**WORK TO BE COMPLETED:** Begin with the first line below and retype each line exactly through the line containing "const ROWS = [0, 3, 6, 9]". Any pictures are to be left out.
[start]
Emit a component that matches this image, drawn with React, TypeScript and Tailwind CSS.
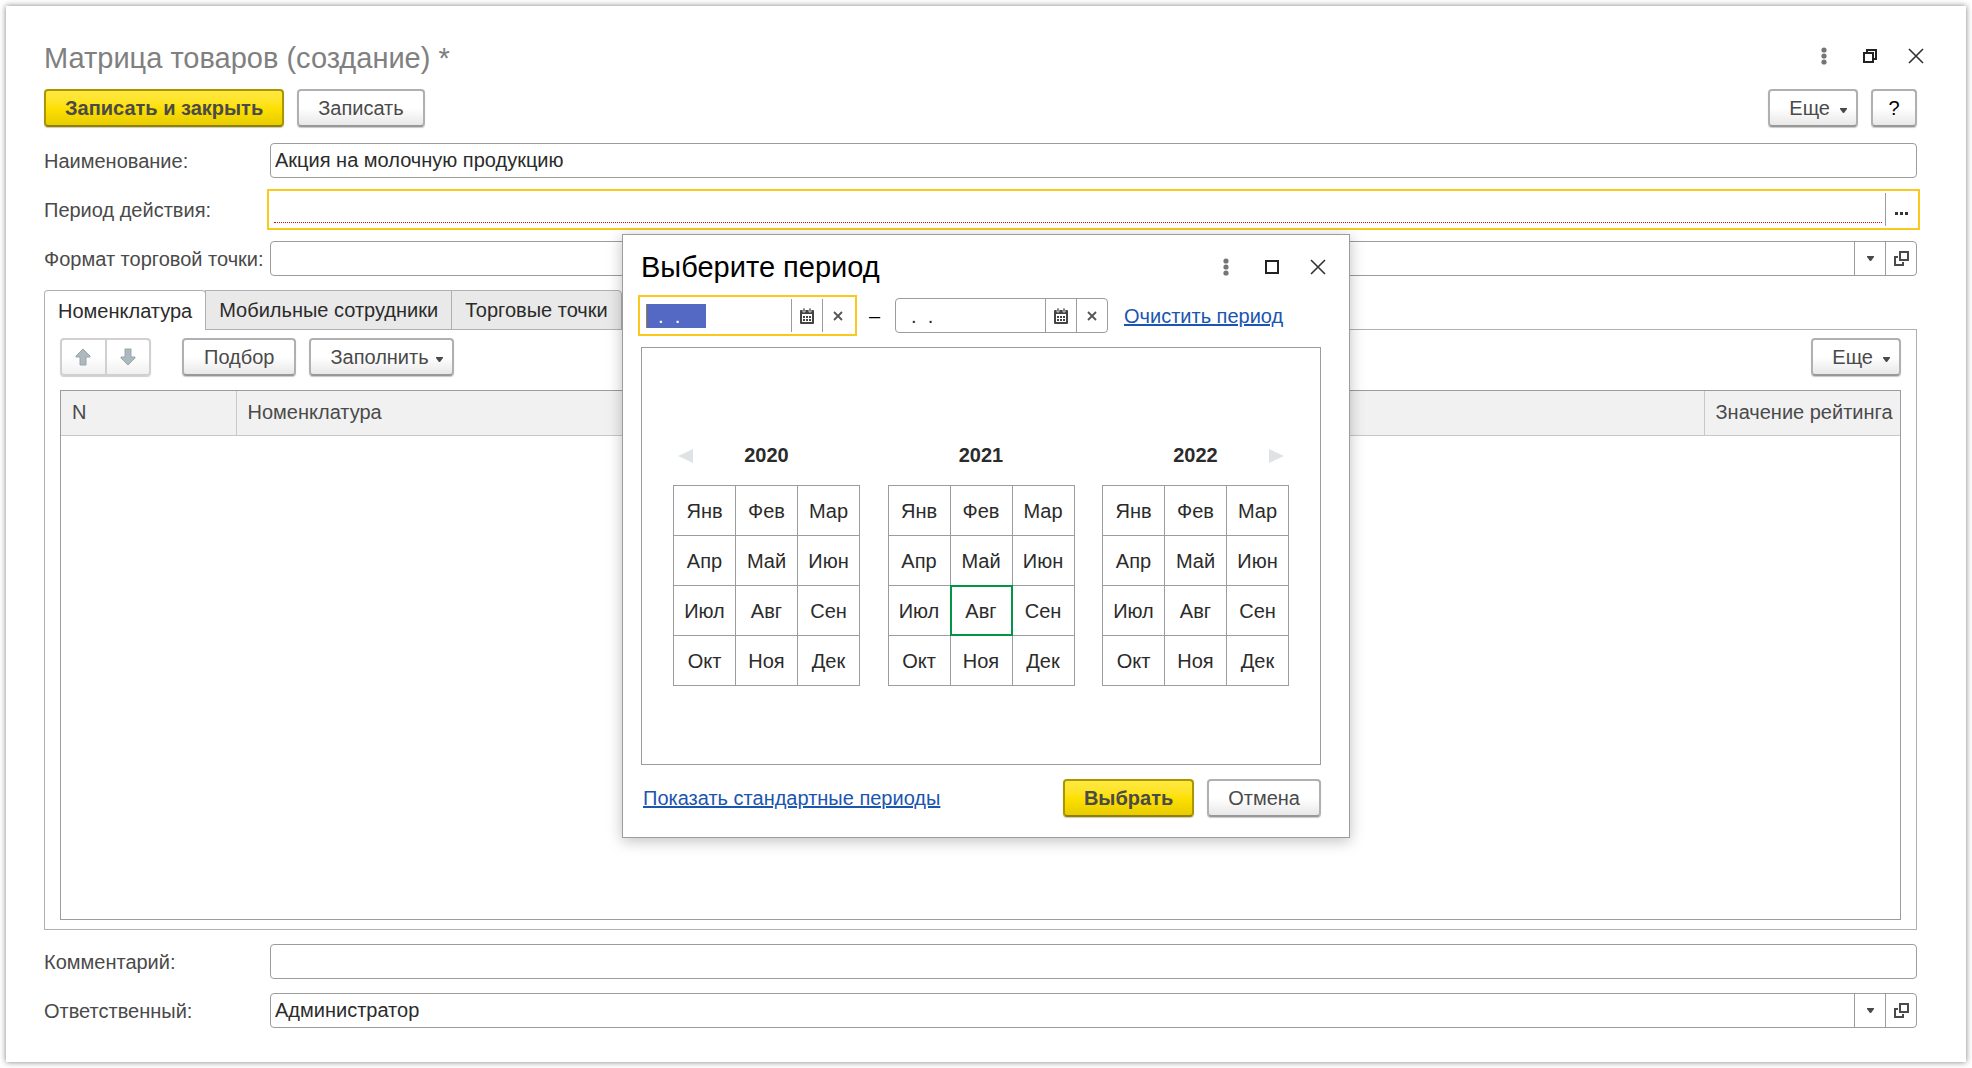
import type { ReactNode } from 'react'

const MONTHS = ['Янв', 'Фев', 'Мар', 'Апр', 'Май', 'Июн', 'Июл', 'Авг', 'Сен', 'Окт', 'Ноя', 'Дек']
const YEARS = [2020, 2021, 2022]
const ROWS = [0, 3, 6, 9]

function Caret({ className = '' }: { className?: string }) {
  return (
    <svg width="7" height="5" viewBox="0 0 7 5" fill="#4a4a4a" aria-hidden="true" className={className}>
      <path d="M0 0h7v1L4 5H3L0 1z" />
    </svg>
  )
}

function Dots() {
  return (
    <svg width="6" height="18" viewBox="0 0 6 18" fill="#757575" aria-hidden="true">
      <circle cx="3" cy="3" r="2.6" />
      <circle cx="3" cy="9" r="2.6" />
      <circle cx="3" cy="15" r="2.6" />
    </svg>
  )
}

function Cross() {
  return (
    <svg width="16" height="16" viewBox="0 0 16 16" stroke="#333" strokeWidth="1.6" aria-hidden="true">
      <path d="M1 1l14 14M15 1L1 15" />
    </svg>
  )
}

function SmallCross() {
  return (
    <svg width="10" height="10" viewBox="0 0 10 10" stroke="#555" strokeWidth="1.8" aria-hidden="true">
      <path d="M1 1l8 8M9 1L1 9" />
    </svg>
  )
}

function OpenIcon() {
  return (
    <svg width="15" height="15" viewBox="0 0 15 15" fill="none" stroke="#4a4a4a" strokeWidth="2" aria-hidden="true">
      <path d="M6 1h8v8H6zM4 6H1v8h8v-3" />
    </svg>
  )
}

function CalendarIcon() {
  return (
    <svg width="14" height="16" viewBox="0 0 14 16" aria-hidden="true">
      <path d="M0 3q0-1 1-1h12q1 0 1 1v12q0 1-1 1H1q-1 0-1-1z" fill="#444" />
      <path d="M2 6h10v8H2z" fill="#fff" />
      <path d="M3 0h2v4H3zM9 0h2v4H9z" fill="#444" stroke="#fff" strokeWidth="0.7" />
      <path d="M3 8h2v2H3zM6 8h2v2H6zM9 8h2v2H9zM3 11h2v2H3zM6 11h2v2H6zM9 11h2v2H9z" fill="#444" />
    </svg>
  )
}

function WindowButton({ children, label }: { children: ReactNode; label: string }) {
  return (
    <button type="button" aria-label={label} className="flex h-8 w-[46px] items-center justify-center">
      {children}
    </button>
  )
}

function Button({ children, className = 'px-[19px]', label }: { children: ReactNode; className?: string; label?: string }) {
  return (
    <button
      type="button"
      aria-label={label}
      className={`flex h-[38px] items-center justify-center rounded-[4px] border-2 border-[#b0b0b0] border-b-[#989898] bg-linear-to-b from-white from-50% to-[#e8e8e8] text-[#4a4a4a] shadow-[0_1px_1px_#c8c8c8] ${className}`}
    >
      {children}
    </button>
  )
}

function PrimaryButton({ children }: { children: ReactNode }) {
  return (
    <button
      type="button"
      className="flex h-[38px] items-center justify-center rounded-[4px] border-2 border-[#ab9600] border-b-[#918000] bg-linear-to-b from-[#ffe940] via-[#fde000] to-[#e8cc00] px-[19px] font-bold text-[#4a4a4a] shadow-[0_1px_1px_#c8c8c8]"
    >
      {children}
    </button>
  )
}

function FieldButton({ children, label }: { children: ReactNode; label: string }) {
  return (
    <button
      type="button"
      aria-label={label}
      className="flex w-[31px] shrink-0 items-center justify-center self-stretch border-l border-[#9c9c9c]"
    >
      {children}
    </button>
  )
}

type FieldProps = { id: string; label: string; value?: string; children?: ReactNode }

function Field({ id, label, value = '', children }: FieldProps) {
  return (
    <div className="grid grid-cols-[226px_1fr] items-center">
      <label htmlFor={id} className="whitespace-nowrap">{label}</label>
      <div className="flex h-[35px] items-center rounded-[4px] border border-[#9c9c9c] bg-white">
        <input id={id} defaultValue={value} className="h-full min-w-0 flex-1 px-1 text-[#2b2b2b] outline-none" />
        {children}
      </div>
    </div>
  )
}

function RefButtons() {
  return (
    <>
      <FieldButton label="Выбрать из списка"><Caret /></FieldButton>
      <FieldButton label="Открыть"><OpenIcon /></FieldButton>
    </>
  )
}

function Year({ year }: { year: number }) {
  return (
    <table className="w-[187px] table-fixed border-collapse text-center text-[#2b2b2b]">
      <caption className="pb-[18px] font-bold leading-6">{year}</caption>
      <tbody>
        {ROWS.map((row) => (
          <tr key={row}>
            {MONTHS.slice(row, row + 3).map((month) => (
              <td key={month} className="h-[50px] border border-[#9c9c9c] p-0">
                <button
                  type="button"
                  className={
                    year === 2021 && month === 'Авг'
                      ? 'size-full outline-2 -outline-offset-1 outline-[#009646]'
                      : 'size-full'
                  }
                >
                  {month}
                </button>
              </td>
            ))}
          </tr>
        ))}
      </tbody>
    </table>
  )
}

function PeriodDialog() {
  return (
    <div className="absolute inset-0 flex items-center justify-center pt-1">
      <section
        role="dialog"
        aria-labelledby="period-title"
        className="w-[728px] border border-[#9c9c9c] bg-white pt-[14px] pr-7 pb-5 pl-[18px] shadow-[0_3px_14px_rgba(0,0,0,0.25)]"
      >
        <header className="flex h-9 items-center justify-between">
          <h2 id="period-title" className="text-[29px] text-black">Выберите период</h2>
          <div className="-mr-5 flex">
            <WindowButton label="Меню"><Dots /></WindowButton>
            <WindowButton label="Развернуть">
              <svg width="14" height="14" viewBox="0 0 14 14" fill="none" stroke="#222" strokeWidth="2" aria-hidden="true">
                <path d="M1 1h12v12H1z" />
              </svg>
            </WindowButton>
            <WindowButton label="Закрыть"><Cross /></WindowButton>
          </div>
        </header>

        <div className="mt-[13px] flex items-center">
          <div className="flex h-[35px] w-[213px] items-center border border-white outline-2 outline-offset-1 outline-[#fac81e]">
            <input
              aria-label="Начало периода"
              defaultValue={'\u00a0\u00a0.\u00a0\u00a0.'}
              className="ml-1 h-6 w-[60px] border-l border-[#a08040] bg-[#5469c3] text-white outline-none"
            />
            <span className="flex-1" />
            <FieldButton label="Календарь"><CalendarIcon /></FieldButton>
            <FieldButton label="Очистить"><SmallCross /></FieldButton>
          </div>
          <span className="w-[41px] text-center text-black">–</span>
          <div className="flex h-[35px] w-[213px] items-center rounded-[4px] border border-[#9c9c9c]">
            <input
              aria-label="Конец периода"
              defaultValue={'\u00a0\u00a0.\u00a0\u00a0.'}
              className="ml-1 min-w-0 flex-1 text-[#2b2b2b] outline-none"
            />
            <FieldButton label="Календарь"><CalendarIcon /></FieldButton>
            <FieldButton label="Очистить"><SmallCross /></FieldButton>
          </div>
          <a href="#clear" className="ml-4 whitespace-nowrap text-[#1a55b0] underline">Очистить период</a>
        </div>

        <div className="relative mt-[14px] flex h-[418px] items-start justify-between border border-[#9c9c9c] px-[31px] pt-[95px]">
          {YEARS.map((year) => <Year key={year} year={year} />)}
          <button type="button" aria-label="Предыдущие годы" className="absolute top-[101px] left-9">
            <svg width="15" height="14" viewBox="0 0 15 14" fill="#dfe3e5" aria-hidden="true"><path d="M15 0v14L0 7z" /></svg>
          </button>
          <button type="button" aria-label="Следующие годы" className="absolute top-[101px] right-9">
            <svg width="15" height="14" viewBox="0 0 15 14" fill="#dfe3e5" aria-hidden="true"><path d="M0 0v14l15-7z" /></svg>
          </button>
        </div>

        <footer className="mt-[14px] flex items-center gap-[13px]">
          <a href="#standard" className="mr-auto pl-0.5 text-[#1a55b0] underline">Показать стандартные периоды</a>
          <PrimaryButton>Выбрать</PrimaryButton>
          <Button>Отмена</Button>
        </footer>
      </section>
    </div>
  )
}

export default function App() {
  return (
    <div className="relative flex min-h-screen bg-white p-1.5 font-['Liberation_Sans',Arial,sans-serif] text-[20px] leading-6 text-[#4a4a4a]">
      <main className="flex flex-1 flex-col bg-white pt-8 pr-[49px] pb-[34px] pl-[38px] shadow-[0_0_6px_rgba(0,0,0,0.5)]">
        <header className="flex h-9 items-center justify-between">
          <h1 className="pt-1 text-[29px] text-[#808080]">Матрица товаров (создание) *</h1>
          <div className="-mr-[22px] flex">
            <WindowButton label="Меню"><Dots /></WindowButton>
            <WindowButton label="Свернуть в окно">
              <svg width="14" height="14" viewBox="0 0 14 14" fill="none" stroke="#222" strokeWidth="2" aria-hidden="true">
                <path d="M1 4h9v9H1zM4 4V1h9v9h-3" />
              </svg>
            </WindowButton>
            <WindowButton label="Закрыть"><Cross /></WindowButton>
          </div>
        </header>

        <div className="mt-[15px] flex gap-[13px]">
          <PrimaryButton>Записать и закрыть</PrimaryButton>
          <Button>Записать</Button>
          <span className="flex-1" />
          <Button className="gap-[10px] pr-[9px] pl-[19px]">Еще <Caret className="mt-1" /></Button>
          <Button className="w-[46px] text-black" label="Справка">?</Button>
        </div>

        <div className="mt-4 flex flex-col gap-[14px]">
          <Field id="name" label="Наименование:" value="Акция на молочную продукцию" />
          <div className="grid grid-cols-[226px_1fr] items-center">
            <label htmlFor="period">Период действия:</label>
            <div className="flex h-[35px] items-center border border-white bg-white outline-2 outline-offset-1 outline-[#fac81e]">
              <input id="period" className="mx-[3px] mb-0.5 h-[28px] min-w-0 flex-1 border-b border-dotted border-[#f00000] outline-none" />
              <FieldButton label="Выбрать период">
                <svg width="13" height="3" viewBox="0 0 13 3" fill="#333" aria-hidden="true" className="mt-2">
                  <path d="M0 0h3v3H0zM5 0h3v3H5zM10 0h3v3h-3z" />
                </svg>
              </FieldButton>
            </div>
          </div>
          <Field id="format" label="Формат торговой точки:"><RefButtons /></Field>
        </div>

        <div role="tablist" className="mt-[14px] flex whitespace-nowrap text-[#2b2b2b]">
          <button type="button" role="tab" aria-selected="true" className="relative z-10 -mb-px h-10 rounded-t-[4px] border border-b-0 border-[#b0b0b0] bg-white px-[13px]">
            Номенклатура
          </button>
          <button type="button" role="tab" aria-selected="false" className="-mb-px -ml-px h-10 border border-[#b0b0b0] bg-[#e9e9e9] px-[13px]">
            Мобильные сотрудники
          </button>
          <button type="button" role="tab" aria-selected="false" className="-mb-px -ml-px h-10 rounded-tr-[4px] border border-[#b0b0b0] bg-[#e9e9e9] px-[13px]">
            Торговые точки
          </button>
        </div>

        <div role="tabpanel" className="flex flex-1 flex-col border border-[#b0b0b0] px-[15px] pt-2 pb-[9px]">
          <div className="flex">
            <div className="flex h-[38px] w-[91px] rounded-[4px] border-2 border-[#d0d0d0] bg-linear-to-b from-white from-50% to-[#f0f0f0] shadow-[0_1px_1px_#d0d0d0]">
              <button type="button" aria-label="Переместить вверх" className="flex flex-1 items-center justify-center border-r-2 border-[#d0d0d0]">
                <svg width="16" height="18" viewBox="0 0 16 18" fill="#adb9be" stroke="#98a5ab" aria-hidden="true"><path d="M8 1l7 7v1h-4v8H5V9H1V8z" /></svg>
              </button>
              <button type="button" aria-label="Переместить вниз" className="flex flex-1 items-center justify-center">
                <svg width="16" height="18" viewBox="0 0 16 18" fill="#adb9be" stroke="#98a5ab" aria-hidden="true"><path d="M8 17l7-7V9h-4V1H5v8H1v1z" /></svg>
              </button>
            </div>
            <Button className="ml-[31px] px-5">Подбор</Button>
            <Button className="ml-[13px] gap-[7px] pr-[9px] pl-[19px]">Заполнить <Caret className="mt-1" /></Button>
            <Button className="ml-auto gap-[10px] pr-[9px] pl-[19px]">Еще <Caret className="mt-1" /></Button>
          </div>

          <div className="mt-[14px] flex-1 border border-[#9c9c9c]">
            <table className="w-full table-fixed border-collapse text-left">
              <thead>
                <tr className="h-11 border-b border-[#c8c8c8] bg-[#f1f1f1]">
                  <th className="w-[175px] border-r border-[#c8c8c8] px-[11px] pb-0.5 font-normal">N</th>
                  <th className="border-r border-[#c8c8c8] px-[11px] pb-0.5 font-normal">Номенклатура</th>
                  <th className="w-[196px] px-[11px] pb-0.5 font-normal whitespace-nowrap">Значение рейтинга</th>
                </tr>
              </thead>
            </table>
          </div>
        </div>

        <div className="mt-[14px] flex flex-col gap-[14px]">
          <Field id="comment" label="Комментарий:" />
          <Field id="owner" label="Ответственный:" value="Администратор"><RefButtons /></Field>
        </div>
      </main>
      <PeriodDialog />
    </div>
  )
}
[end]
**COMPLETED EXERCISE:**
Emit a component that matches this image, drawn with React, TypeScript and Tailwind CSS.
import type { ReactNode } from 'react'

const MONTHS = ['Янв', 'Фев', 'Мар', 'Апр', 'Май', 'Июн', 'Июл', 'Авг', 'Сен', 'Окт', 'Ноя', 'Дек']
const YEARS = [2020, 2021, 2022]
const ROWS = [0, 3, 6, 9]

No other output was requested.